The Power of Kindness

By: Deb Kitchenmaster

When you think of a horse, what is the first thing that comes to your mind? Is it a picture of a horse? A song, a photo, a memory or something else? Do you remember a grooming time, a trail ride, a particular horse show, a fun time at camp riding, or simply riding just because? Amid thinking or remembering a time with a horse or a story you read that really touched your heart, I want to tell you a true horse story from my life’s album that exposes kindness and the healing power that comes through this very act.

My daughter met a gal who had recently moved into our area. She was a horse lover and had shown Arabian horses in her past. I invited her to our Thanksgiving table, and she accepted. We saddled up Arianna and Annie to enjoy an afternoon ride amongst deer, wild turkeys, pheasants, and prairie wildlife. This opened the door for other times of riding and building a mother-daughter-like relationship. This one day after saddling up our horses, she said, “You never let me ride Annie.”  Well, they were two different horses, and each had their own mission statement. Arianna was all about ‘safety’ and Annie was all about teaching and genuine leadership.

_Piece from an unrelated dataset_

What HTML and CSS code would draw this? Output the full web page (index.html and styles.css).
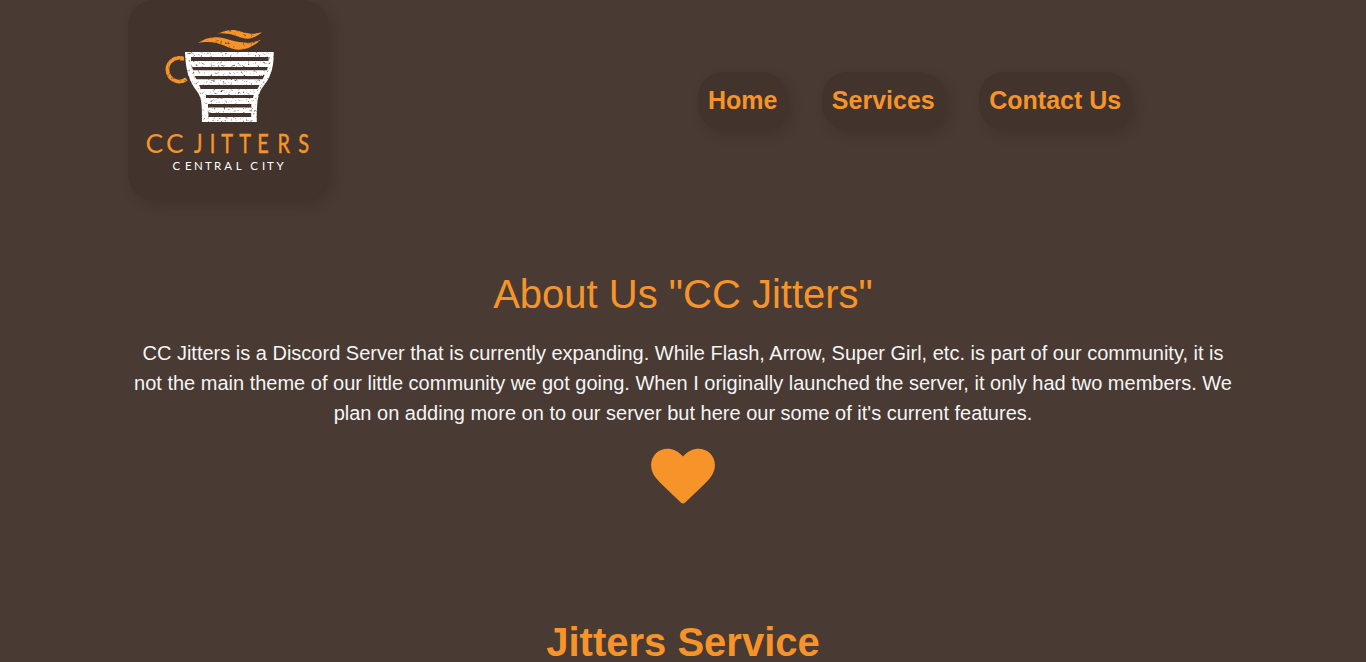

Once, I put a two-year-old little girl on Arianna’s back with my daughter walking at her side, and when I asked Ari to walk, she reached over and grabbed my wrist with her mouth. She didn’t use her teeth, but she was saying, “Get that little girl off my back. She’s not safe.” I giggled and told her she would be fine. Ari walked off like I asked, but it was like she was tiptoeing! Annie on the other hand had more riders in tears, I lost track of counting. She was our alpha horse and ‘the look’ gave her the space from other horses to eat to her content. She didn’t care what you thought you knew about riding; she had ways to get you in touch with what you honestly knew. She was a leader, and she knew it. If you didn’t know how to be a leader stronger than she, there were issues, and she was determined to teach. I knew this gal could ride and I knew Annie was safe, so I let her ride her.

We had crossed the roads and the fields that lead us to open prairie land and woods with lakes and secret riding trails! The gal requested that she have a smoke. We’re talking about cigarettes here folks. I told her that would be fine, but that she had to dismount first. Safety for riders and for horses is something I am consistently aware of. What if the wind hit the fire on the end of that paper and tobacco? It could land on the horse, burn the horse, and off the horse goes with you on its back. Not a pretty scene nor safe for human and horse.

The rider dismounted and I took the reins of her horse, remaining on the back of mine. There she was standing on the ground having a smoke, and she informed me she didn’t think Annie liked her. I listened, then began asking questions. Come to find out, in her head and thoughts, she was in a horse ring like she had been when she showed.  She wasn’t relaxed, enjoying the trails, in the moment, and Annie was not about to let her live in her performance illusion. She was going to teach this beautiful person to relax, take in the beauty of nature and the God of all this creation, and be in the moment. What a gift of kindness and healing! Then Annie did something. She draped her head over one of this gal’s shoulders. “Wow. Looks to me she’s giving a hug to reassure you that she likes you just fine; she simply wants to teach you to just BE. You can’t make this stuff up, people.

Be kind. Be kind to yourself. Be kind to others. This Thanksgiving, enjoy another helping of kindness. It’s good for you. HAPPY THANKSGIVING.